Saturday, January 10, 2009

Why is Warren Buffett a Cheapskate?

Warren Buffett was notorious for frugality in his younger years.  He has mellowed a bit, but the various stories always make him seem eccentric at best and if one were less charitable, just plain goofy.

One explanation, from the book, Snowball, is:
 ...a small sum could turn into a fortune.  He could picture the numbers as vividly as the way a snowball grew when he rolled it across the lawn.  Warren began to think of time in a different way.  Compounding married the present to the future.  If a dollar today was going to be worth ten some years from now, then in his mind the two were the same.
Most people don't think this way. Everyone knows that when you are young, you can afford to take risks, and as you grow closer to retirement, you need to invest more conservatively. You are effectively diversifying over time. This is one case where what everyone knows is simply wrong.

John Norsted, a paleo blogger, has discussed this at length on his website.  Per Norsted, 
If there is one thing I would like people to learn from this paper, it is to disabuse them of the popular notion that stock investing over long periods of time is safe because good and bad returns will somehow "even out over time." Not only is this common opinion false, it is dangerous. There is real risk in stock investing, even over long time horizons. This risk is not necessarily bad, because it is accompanied by the potential for great rewards, but we cannot and should not ignore the risk.
Norsted continues:
While the basic argument that the standard deviations of the annualized returns decrease as the time horizon increases is true, it is also misleading, and it fatally misses the point, because for an investor concerned with the value of his portfolio at the end of a period of time, it is the total return that matters, not the annualized return. Because of the effects of compounding, the standard deviation of the total return actually increases with time horizon. Thus, if we use the traditional measure of uncertainty as the standard deviation of return over the time period in question, uncertainty increases with time.
I'll try to make this a bit simpler. An individual typically wants to compound her (his) savings over her (his) working life, and end up with a terminal amount at retirement that is the right number to fund her (his) lifestyle.  We care about the final number.  In a simplistic example, if a person starts with a fixed sum at age 20 and makes no further contribution, the terminal amount will be the product of the annual returns over 45 years [times the initial investment].  With annual returns expressed as factors, like (1+r1) x (1+r2) x (1+r3) .... (1+r45).  r is the return and the number refers to the percentage return in that particular year.  Like (1.05) x (1.15) x (1.01) etc. High School algebra: AxB = BxA.  The order of the terms is totally irrelevant.  The return in year 1 is exactly as important as the return in year 45.  

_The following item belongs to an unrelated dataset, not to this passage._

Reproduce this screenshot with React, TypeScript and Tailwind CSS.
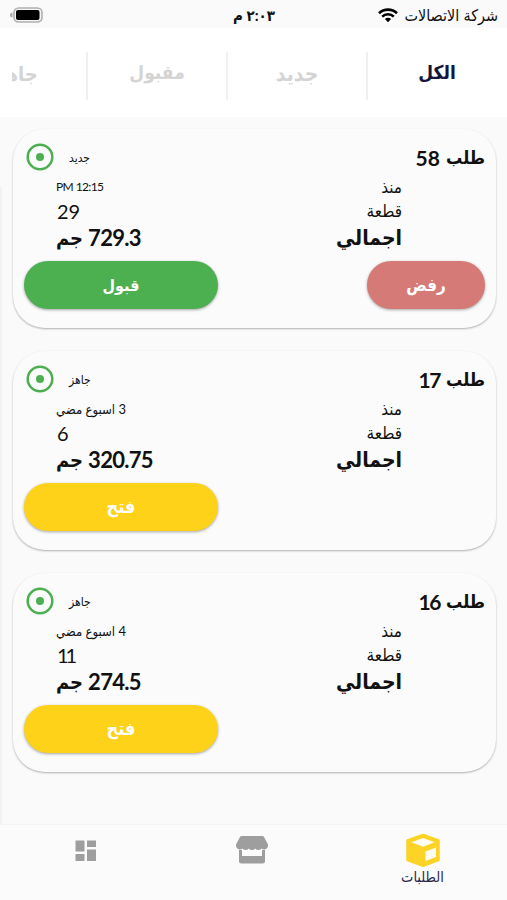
import { clsx } from 'clsx';

type Order = {
  id: number;
  status: string;
  since: string;
  pieces: number;
  total: string;
  isNew?: boolean;
};

const TABS = [
  { label: 'الكل', size: 'text-[19px]' },
  { label: 'جديد', size: 'text-[21px]' },
  { label: 'مقبول', size: 'text-[19px]' },
  { label: 'جاهز', size: 'text-[20px]' },
];

const ORDERS: Order[] = [
  { id: 58, status: 'جديد', since: '12:15 PM', pieces: 29, total: '729.3', isNew: true },
  { id: 17, status: 'جاهز', since: '3 اسبوع مضي', pieces: 6, total: '320.75' },
  { id: 16, status: 'جاهز', since: '4 اسبوع مضي', pieces: 11, total: '274.5' },
];

const StatusBar = () => (
  <div className="grid h-[28px] shrink-0 grid-cols-3 items-center bg-[#fafafa] pt-[2px] pr-[9px] pl-[10px] text-[#111]">
    <div className="flex items-center gap-[6px]">
      <span className="text-[16px] leading-none whitespace-nowrap">شركة الاتصالات</span>
      <svg className="shrink-0" width="20" height="15" viewBox="0 0 20 15" fill="none" stroke="#000">
        <path d="M1 5.2a13 13 0 0 1 18 0" strokeWidth="2.7" />
        <path d="M4.2 8.6a8.3 8.3 0 0 1 11.6 0" strokeWidth="2.7" />
        <path d="M10 14.2 6.9 11.1a4.4 4.4 0 0 1 6.2 0z" fill="#000" stroke="none" />
      </svg>
    </div>
    <span className="text-center text-[15px] leading-none font-bold">٢:٠٣ م</span>
    <div className="flex justify-end">
      <svg width="33" height="16" viewBox="0 0 33 16">
        <path d="M2.5 5.5a2.5 2.5 0 0 0 0 5z" fill="#aaa" />
        <rect x="4" y="1" width="28" height="14" rx="4.5" fill="#f4f4f4" stroke="#b0b0b0" strokeWidth="1.6" />
        <rect x="6" y="3" width="23.500" height="10" rx="2" fill="#000" />
      </svg>
    </div>
  </div>
);

const Tabs = () => (
  <div className="h-[89px] shrink-0 bg-white pl-3">
    <div className="flex h-full overflow-hidden pt-[24px] pr-px">
      {TABS.map((tab, i) => (
        <div
          key={tab.label}
          className={clsx(
            'flex h-[48px] w-[140px] shrink-0 items-center justify-center pb-[7px] font-bold',
            tab.size,
            i < TABS.length - 1 && 'border-l-2 border-[#f0f0f0]',
            i === 0 ? 'text-[#14143c]' : 'text-[#d4d4d4]',
          )}
        >
          {tab.label}
        </div>
      ))}
    </div>
  </div>
);

const OrderCard = ({ order }: { order: Order }) => (
  <div className="h-[199px] shrink-0 rounded-[32px] bg-[#fbfbfb] pt-[14px] pr-[11px] pl-[11px] shadow-[0_1px_2px_rgba(0,0,0,0.3)]">
    <div className="flex h-[28px] items-center justify-between">
      <h2 className="flex items-center gap-[6px] leading-none font-bold">
        <span className="text-[18px]">طلب</span>
        <span className={clsx('text-[21px]', order.id < 20 && 'tracking-[-1.5px]')}>{order.id}</span>
      </h2>
      <div className="flex items-center">
        <span className="pt-px text-[12px] leading-none">{order.status}</span>
        <svg className="mr-[15px] ml-[2px]" width="28" height="28" viewBox="0 0 28 28">
          <circle cx="14" cy="14" r="12.300" fill="none" stroke="#4caf50" strokeWidth="2.500" />
          <circle cx="14" cy="14" r="4" fill="#4caf50" />
        </svg>
      </div>
    </div>

    <div className="mt-1 flex justify-between pr-[83px]">
      <div>
        <p className="h-[24px] text-[17px] leading-[24px]">منذ</p>
        <p className="h-[24px] text-[17px] leading-[24px]">قطعة</p>
        <p className="h-[29px] text-[21px] leading-[27px] font-bold">اجمالي</p>
      </div>
      {/* القيم محاذاة لليسار */}
      <div className="pl-[32px] text-left">
        <p className={clsx('h-[24px] leading-[24px]', order.isNew ? 'text-[12px] tracking-[-0.6px]' : 'text-[13px]')}>
          {order.since}
        </p>
        <p className={clsx('h-[24px] pl-px text-[20px] leading-[24px]', order.pieces === 11 && 'tracking-[-3px]')}>
          {order.pieces}
        </p>
        <p className="flex h-[29px] items-center justify-end gap-[5px] leading-[29px] font-bold">
          <span className="text-[22px] tracking-[-0.7px]">{order.total}</span>
          <span className="text-[20px]">جم</span>
        </p>
      </div>
    </div>

    <div className="mt-[9px] flex justify-between font-bold text-white">
      {order.isNew ? (
        <button className="h-[48px] w-[118px] rounded-full bg-[#d57a76] pb-px text-[17px] shadow-[0_1px_3px_rgba(0,0,0,0.35)]">
          رفض
        </button>
      ) : (
        <span />
      )}
      <button
        className={clsx(
          'h-[48px] w-[194px] rounded-full pb-px shadow-[0_1px_3px_rgba(0,0,0,0.35)]',
          order.isNew ? 'bg-[#4caf50] text-[16px]' : 'bg-[#ffd21a] text-[18px]',
        )}
      >
        {order.isNew ? 'قبول' : 'فتح'}
      </button>
    </div>
  </div>
);

const BottomNav = () => (
  <nav className="flex h-[76px] shrink-0 border-t border-[#f4f4f4] bg-[#fbfbfb]">
    <div className="flex w-[169px] flex-col items-center pt-[8px]">
      <svg width="36" height="35" viewBox="0 0 36 35">
        <path
          d="M18 2 33.500 7.500v19.500L18 32.800 2.500 27V7.500z"
          fill="#fdd325"
          stroke="#fdd325"
          strokeWidth="2.500"
          strokeLinejoin="round"
        />
        <path d="M18 5 29.500 9.300 18 13.800 6.500 9.300z" fill="#fffdf2" />
        <path d="M20.500 18.500 31 14.600v9.400L20.500 28z" fill="#fffdf2" />
      </svg>
      <span className="mt-[1px] text-[14.5px] leading-[16px] text-[#2c2848]">الطلبات</span>
    </div>
    <div className="flex w-[169px] justify-center pt-[11px] pr-[3px]">
      <svg width="34" height="28" viewBox="0 0 34 28" fill="#9e9e9e">
        <path d="M6.500 0h21q1 0 1.500 1l4 7.500v1.500a4 4 0 0 1-6.500 2.500 4 4 0 0 1-6.300 0 4 4 0 0 1-6.400 0 4 4 0 0 1-6.300 0A4 4 0 0 1 1 10V8.500L5 1q.5-1 1.500-1z" />
        <path d="M4 14h3v6h20v-6h3v11a2.500 2.500 0 0 1-2.500 2.500h-21A2.500 2.500 0 0 1 4 25z" />
      </svg>
    </div>
    <div className="flex w-[169px] justify-center pt-[15px] pl-[3px]">
      <svg width="22" height="22" viewBox="0 0 22 22" fill="#9e9e9e">
        <path d="M.5.500H9.500v11H.5zM12 .5h9v6.500h-9zM.5 14H9.500v7H.5zM12 9.500h9v11.500h-9z" />
      </svg>
    </div>
  </nav>
);

export default function App() {
  return (
    <div
      dir="rtl"
      className="flex h-[900px] w-[507px] flex-col overflow-hidden bg-[#fafafa] font-['Lato','DejaVu_Sans_Condensed','DejaVu_Sans',sans-serif] text-[#111]"
    >
      <StatusBar />
      <Tabs />
      <main className="relative flex flex-1 flex-col gap-[23px] pt-[12px] pr-[11px] pl-[13px]">
        {ORDERS.map((order) => (
          <OrderCard key={order.id} order={order} />
        ))}
        <div className="absolute top-[70px] bottom-0 left-0 w-[2px] bg-[#f2f2f2]" />
      </main>
      <BottomNav />
    </div>
  );
}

Lets say the r's are selected from a uniform distribution of 2% to 8%.  Like drawing a slip of paper out of a hat with an equal number of 2%'s, 3%'s, etc.  The average annualized return could be just as easily be 2% as 8% after the first pick.  Draw a larger sample and the mean annual return will tend to get closer to 5%.  But normal people don't care about their annualized returns.  They care about their accumulated dollars.  The predictability of their terminal return decreases the longer the series.

In 1948, consider that Buffett could have debated if he wanted to spend an extra dollar on a meal.  If he ordered the T bone instead of a burger, that dollar, compounded at 20% over 60 years would amount to $56,000.  Even today, a Saudi Prince would balk at $56,000 to upgrade from a burger to a steak.  

After his early 20's, Buffett never held a job and never made more in salary then his living expenses.  So he really did take his small stake and simply run it up to a huge number.  Sort of. 

Real life is more complex, but the basic idea is that retirees spend dollars, not annualized returns.  Returns are multiplicative, so it doesn't matter how you order the good years and the bad years.  Losses in the early years are exactly as harmful as losses in later years.  

Norsted does a great job in the cited paper.  I am skipping over the nuances and complexity of how this would play out in more complex scenarios, but Norsted discusses them.  In addition, these findings are true using the currently maligned normal distribution.   Any adjustment for "fat tails" or "black swans" simply strengthen the argument.



1 comment:

K T Cat said...

I never thought of it this way. Thanks!